### INFORMATION PROVIDED
|---|

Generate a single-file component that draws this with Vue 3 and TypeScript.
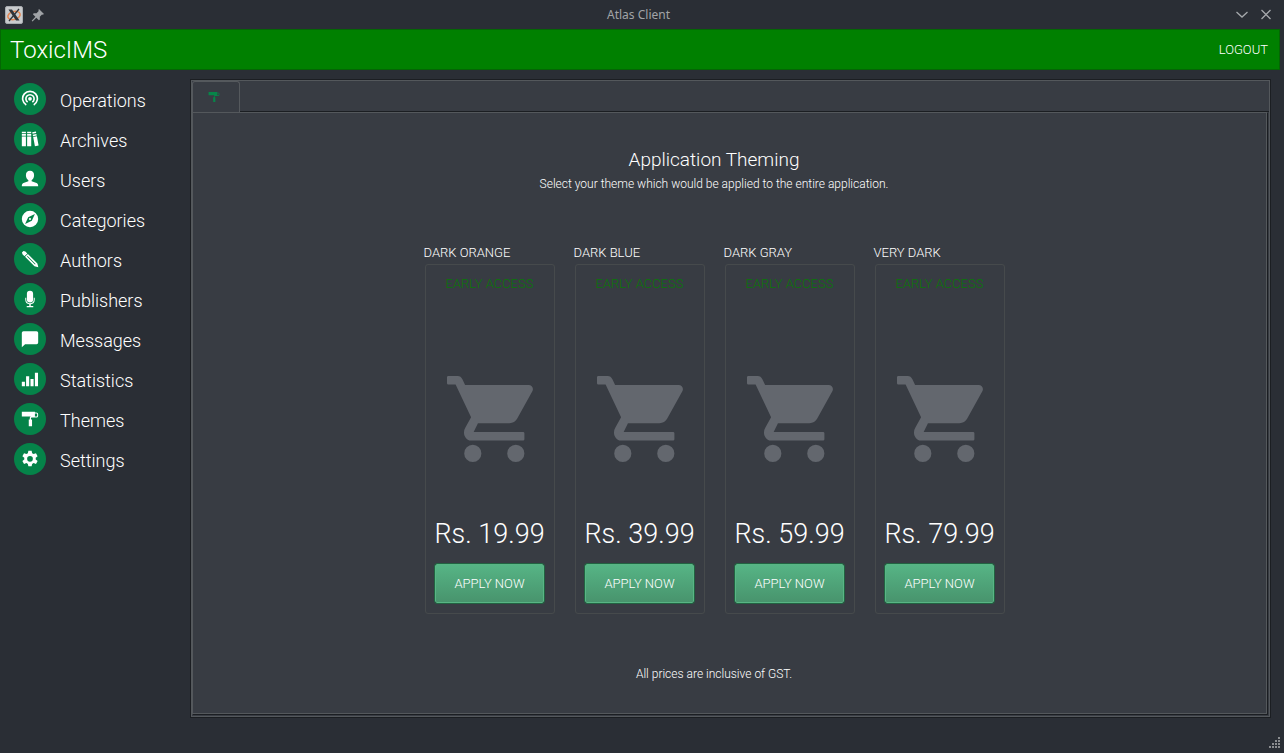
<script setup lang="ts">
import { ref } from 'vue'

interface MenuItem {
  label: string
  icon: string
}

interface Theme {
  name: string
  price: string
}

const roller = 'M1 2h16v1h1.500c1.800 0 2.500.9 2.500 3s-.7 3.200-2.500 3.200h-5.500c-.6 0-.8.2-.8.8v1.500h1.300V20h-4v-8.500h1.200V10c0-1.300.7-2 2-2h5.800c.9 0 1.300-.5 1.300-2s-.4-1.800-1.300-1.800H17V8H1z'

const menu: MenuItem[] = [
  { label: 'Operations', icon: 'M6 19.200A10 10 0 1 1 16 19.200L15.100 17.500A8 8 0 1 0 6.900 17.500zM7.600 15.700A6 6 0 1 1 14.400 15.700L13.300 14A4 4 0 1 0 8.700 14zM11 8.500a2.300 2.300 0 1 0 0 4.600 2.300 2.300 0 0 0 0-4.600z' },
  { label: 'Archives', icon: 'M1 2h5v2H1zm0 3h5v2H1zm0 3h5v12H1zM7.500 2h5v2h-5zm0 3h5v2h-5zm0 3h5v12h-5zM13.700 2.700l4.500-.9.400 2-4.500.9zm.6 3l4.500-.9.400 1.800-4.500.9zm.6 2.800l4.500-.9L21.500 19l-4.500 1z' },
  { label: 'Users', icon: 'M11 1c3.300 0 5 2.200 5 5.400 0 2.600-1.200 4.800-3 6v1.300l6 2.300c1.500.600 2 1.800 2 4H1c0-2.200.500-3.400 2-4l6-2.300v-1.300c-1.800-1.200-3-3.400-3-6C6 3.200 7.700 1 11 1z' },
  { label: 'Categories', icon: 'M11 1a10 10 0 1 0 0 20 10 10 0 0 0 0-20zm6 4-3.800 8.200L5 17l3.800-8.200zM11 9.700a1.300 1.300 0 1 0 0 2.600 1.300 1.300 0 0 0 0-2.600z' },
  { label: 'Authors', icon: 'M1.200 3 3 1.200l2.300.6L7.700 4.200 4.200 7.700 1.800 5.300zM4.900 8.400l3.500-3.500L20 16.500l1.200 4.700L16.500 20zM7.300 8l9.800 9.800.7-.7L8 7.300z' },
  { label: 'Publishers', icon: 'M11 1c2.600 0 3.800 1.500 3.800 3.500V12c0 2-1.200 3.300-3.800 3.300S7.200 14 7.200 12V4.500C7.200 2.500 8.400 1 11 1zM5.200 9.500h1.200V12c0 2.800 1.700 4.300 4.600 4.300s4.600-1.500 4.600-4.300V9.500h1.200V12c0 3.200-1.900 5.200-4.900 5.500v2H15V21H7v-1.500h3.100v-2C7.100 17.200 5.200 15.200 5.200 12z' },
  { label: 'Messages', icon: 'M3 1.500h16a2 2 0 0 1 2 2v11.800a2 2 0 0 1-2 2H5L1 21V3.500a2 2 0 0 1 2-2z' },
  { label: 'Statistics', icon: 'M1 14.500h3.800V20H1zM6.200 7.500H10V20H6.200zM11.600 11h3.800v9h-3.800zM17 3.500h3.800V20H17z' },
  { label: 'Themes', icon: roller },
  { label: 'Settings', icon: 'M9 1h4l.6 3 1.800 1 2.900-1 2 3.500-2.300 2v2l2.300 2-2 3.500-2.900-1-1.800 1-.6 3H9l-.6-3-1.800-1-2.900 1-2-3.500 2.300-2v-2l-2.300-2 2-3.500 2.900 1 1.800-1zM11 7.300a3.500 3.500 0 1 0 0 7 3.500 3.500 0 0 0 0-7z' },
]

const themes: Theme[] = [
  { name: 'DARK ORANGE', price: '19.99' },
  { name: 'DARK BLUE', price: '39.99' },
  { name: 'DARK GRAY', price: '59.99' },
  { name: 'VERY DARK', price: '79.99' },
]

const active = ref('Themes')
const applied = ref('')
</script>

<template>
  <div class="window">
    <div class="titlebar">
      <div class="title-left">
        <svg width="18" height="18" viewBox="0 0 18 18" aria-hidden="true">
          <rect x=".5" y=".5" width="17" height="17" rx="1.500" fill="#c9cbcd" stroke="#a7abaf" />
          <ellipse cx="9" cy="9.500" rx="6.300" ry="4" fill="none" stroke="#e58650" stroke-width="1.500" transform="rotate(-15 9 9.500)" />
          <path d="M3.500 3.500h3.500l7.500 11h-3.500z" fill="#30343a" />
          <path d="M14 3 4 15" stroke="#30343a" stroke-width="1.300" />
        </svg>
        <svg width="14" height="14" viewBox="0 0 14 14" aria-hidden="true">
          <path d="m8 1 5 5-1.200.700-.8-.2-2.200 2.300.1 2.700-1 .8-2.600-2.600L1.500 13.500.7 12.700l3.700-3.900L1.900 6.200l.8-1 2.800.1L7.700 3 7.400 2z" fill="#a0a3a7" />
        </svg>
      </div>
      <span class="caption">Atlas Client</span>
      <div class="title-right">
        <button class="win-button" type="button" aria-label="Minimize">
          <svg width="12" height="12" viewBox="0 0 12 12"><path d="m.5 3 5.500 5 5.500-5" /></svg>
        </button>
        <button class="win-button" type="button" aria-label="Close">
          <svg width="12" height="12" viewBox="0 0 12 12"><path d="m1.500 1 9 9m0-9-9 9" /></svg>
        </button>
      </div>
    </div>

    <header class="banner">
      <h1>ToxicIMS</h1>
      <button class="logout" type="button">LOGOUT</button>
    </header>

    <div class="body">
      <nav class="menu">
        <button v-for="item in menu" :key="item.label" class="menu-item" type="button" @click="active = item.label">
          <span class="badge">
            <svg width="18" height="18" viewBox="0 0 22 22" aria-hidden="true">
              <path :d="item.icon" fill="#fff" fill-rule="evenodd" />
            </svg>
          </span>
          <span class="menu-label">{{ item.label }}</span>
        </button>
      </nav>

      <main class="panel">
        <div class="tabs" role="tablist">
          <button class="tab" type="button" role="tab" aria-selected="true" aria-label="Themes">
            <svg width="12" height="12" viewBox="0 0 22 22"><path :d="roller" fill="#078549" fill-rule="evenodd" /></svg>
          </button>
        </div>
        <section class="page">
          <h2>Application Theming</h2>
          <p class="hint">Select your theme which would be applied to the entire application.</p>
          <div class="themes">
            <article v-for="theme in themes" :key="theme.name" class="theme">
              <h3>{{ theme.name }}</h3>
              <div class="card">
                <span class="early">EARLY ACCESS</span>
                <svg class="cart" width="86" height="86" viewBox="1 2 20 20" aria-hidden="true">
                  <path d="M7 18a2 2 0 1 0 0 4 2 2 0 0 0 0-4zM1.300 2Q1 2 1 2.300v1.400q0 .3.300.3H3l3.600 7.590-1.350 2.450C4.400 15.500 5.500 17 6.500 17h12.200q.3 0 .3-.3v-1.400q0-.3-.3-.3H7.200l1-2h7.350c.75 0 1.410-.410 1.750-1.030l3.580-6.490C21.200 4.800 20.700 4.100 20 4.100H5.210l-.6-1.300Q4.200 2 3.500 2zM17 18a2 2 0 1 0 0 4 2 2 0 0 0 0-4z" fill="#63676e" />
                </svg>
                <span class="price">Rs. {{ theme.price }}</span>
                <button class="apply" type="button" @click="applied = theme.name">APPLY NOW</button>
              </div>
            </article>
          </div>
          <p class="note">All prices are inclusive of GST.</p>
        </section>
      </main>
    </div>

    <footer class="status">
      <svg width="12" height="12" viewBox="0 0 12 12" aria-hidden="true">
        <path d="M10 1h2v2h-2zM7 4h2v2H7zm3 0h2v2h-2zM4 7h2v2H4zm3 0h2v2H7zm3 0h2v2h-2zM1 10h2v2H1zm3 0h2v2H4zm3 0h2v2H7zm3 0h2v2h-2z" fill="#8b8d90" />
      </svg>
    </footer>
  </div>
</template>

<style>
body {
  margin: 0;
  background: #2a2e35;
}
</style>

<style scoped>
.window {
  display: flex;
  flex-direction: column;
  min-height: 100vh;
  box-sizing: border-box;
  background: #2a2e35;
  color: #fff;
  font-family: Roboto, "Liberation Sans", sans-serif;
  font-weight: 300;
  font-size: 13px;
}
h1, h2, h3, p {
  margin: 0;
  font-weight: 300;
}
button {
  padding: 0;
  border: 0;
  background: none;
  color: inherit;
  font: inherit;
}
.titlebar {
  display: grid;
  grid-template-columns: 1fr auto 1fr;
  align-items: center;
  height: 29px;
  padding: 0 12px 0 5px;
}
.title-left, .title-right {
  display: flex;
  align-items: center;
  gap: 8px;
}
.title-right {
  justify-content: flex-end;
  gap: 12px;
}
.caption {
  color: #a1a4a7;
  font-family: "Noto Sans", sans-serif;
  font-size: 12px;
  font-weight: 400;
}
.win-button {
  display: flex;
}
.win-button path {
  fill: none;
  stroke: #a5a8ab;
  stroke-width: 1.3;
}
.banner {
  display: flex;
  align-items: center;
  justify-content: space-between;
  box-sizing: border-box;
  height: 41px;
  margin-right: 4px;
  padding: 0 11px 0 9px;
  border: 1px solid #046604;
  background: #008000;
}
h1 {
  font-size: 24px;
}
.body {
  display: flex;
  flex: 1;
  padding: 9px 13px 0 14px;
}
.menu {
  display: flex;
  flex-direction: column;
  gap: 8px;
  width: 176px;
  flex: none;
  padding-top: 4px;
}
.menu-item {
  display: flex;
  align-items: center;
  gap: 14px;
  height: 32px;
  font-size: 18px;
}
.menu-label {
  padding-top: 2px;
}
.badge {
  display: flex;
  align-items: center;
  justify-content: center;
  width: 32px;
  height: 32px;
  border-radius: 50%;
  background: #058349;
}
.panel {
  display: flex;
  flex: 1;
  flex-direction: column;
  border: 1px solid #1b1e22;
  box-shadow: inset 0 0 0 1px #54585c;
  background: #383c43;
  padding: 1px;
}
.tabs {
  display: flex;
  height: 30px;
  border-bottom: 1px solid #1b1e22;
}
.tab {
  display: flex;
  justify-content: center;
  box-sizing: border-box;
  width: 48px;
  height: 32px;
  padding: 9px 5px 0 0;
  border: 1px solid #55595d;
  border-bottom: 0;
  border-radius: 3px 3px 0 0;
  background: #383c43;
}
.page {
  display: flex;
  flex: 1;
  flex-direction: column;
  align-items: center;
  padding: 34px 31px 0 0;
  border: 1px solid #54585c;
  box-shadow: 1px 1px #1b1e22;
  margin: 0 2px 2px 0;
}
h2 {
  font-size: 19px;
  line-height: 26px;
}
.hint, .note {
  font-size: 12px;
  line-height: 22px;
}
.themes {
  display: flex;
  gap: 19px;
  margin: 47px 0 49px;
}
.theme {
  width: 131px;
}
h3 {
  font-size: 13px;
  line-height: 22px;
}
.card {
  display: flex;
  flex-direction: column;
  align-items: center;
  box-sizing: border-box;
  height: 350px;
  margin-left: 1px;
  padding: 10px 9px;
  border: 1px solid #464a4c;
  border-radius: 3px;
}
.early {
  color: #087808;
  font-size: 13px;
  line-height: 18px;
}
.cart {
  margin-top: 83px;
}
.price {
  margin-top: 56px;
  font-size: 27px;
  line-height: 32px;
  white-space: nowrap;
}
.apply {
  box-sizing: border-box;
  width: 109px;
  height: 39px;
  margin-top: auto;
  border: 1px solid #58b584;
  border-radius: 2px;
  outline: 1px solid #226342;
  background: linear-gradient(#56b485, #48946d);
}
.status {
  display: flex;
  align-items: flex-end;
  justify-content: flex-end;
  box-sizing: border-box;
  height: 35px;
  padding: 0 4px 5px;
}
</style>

|---|

### EXERCISE GOAL
Repeat the lines exactly as they stand, from the opening line of the data through the line with "const roller = 'M1". Pictures stay out of the copy.

### ANSWER TO THIS PROBLEM
Generate a single-file component that draws this with Vue 3 and TypeScript.
<script setup lang="ts">
import { ref } from 'vue'

interface MenuItem {
  label: string
  icon: string
}

interface Theme {
  name: string
  price: string
}

const roller = 'M1 2h16v1h1.500c1.800 0 2.500.9 2.500 3s-.7 3.200-2.500 3.200h-5.500c-.6 0-.8.2-.8.8v1.500h1.300V20h-4v-8.500h1.200V10c0-1.300.7-2 2-2h5.800c.9 0 1.300-.5 1.300-2s-.4-1.800-1.300-1.800H17V8H1z'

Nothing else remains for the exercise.